Pereira is one of my logic programming heroes and a great teacher to me,
albeit unbeknownst to him :)
And here's the meat of his response:
> Idea! Let's go back to toy problems where we can create the test conditions easily, like the rationalists did back then (even if we don't realize we are imitating them). After all, Atari is not real life, but it still demonstrates remarkable RL progress. Let's make the Ataris of natural language!
> But now the rationalists converted to empiricism (with the extra enthusiasm of the convert) complain bitterly. Not fair, Atari is not real life!
> Of course it is not. But neither is PTB, nor any of the standard empiricist tasks, which try strenuously to imitate wild language
For me the problem with NLP and deep learning, or indeeed any empirical method, is that the evaluation metrics we have are imperfect. Take BLEU scores, from Goldberg's post, for instance. Those basically compare generated text to some arbitrary target. Originally, they were proposed as metrics of machine translation quality, so the target was some existing translation and the machine-generated translation was examined for coverage of this human-made translation. But of course, there is no principled way that we know of to choose one translation over another- or even say whether a translation is a good or bad translation, on its own.

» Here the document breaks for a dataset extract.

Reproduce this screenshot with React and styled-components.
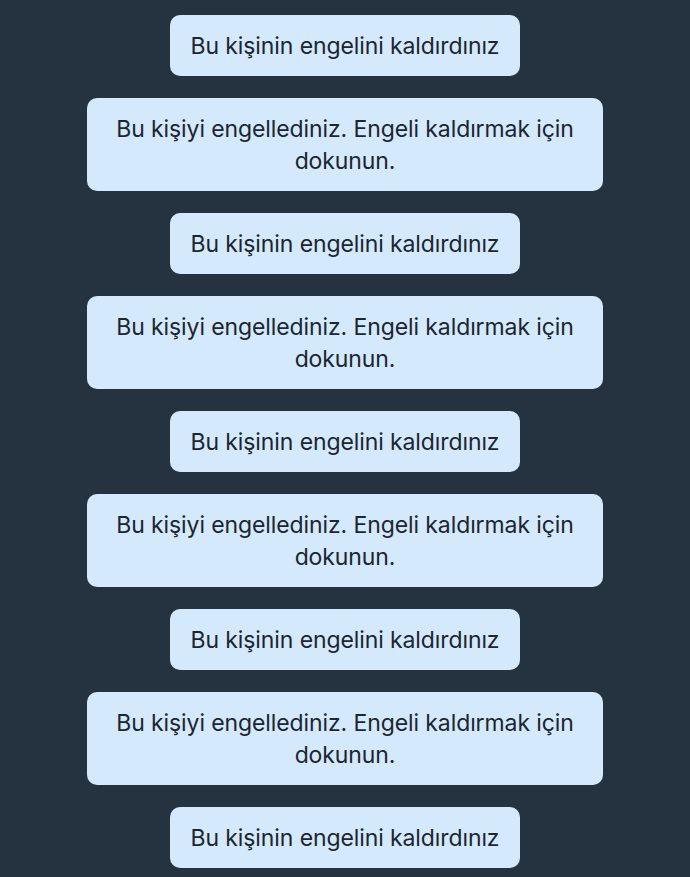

And that's true for translations by humans also. You give the same text to 10 professional translators, they'll give you 10 different translations. Then you give each of their translations to 10 readers and ask them for their opinion, and you get back 100 different opinions.
The translation task itself is not even particularly well defined, exactly because there may be any number of valid translations (possibly, infinitely many) of a piece of text in another language. So, with translation, we have an ill-defined task with an arbitrary metric. And that metric of course is lifted from its original task and used to evaluate language generation and so on. Then someone comes along who knows how to train a deep net but has no idea what the purpose of their chosen metric is, or what it does and has no understanding of the task itself- and claims to have solved it because they got good results on that metric.
It's a bit of a methodological mess that's not going to lead to much progress. People can keep piling on these "results" for as long as they like and pretend that they're "solving" this or that problem- but in real-world terms, nothing is really being solved at all.
I am Greek and translations from and to my language are utterly ridiculous, on the level of Bozo the clown doing the translation with his underpants on his head back to front.
Typical example: I put in the Greek word for "swallow", the bird, and ask for the French translation. I get back the word "avaler" - the French word for "to swallow", the verb.
That's my little benchmark there, useful because Google translate has been doing this consistently, for a good few years, before it used neural networks, before it started claiming its setup essentially constitutes an "interlingua" etc etc.
Note that the bird and the verb sound nothing like each other in Greek, or French. They sound the same only in English, so GT goes from Greek to French through English. Because it doesn't have enough parallel texts to go directly to French. And so it sucks, because it doesn't have enough data. You can ask native users of other languages-that-are not-English or have few ish speakers, perhaps Turkish or Hungarian etc. I'm pretty sure you'll find out they have similar experiences.
So I don't know what metric they use to evaluate their results, it doesn't seem to be a particularly good metric of translation quality. Maybe they just care more about how many people use their system and try to optimise for that, rather than going for the much harder to know quality.
Btw- no, I can't be sure of that. Why do you say I can? Do you know what metrics they use?
The main problem for natural language understanding is not parsing and not even the semantic and pragmatic representations per se, it has always been the understanding. This requires an adequate knowledge representation and the drawing of inferences from it, and I don't believe that any substantial advances have been made in that field. Computational ontologies have grown larger and there are more "frameworks" than you can count, but none of them offer much knew and promising approaches like geometric meaning theories are in their infancy. Knowledge representation and, generally speaking, the problem of how to integrate different information sources in useful ways are essentially unsolved problems.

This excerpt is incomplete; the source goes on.